TASK - Leave out the images and repeat the listing below without a single change.

DATA EXTRACT -

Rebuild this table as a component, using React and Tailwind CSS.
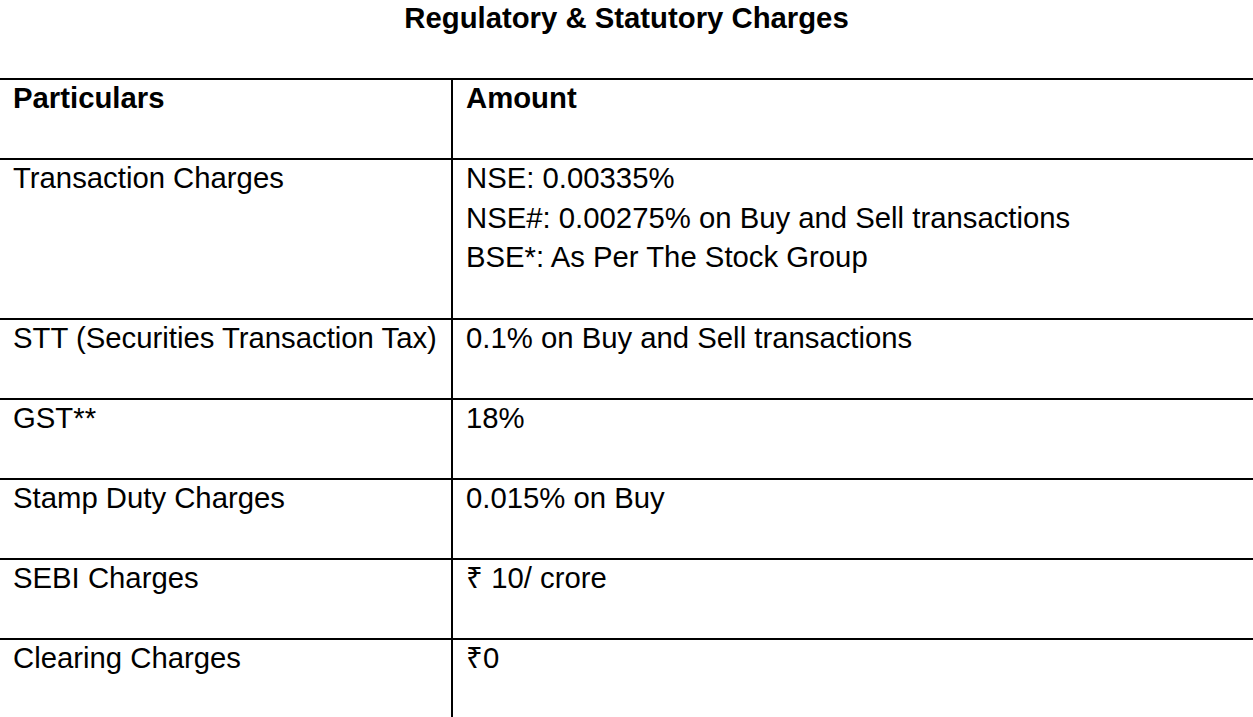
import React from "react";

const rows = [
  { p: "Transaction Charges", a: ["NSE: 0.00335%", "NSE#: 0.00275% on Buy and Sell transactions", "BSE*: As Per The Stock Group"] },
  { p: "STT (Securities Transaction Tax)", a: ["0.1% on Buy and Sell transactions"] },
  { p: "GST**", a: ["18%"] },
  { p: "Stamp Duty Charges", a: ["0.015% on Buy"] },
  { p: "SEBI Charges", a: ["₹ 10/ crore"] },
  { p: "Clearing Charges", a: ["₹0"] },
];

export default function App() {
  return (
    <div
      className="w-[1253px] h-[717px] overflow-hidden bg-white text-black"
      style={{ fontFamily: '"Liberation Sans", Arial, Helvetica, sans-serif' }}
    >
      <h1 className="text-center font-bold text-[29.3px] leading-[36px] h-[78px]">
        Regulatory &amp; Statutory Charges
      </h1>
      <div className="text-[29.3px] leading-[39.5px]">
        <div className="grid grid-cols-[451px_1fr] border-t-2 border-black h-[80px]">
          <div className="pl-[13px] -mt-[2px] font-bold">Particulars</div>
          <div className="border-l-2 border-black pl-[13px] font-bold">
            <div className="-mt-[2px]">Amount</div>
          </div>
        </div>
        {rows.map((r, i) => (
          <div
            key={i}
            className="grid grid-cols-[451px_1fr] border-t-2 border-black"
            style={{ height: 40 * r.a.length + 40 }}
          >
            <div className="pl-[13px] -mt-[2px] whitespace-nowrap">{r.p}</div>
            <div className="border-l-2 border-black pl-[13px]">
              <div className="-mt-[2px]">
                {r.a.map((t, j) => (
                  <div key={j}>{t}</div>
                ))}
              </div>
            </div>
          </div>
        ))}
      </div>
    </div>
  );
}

RESULT -
Rebuild this table as a component, using React and Tailwind CSS.
import React from "react";

const rows = [
  { p: "Transaction Charges", a: ["NSE: 0.00335%", "NSE#: 0.00275% on Buy and Sell transactions", "BSE*: As Per The Stock Group"] },
  { p: "STT (Securities Transaction Tax)", a: ["0.1% on Buy and Sell transactions"] },
  { p: "GST**", a: ["18%"] },
  { p: "Stamp Duty Charges", a: ["0.015% on Buy"] },
  { p: "SEBI Charges", a: ["₹ 10/ crore"] },
  { p: "Clearing Charges", a: ["₹0"] },
];

export default function App() {
  return (
    <div
      className="w-[1253px] h-[717px] overflow-hidden bg-white text-black"
      style={{ fontFamily: '"Liberation Sans", Arial, Helvetica, sans-serif' }}
    >
      <h1 className="text-center font-bold text-[29.3px] leading-[36px] h-[78px]">
        Regulatory &amp; Statutory Charges
      </h1>
      <div className="text-[29.3px] leading-[39.5px]">
        <div className="grid grid-cols-[451px_1fr] border-t-2 border-black h-[80px]">
          <div className="pl-[13px] -mt-[2px] font-bold">Particulars</div>
          <div className="border-l-2 border-black pl-[13px] font-bold">
            <div className="-mt-[2px]">Amount</div>
          </div>
        </div>
        {rows.map((r, i) => (
          <div
            key={i}
            className="grid grid-cols-[451px_1fr] border-t-2 border-black"
            style={{ height: 40 * r.a.length + 40 }}
          >
            <div className="pl-[13px] -mt-[2px] whitespace-nowrap">{r.p}</div>
            <div className="border-l-2 border-black pl-[13px]">
              <div className="-mt-[2px]">
                {r.a.map((t, j) => (
                  <div key={j}>{t}</div>
                ))}
              </div>
            </div>
          </div>
        ))}
      </div>
    </div>
  );
}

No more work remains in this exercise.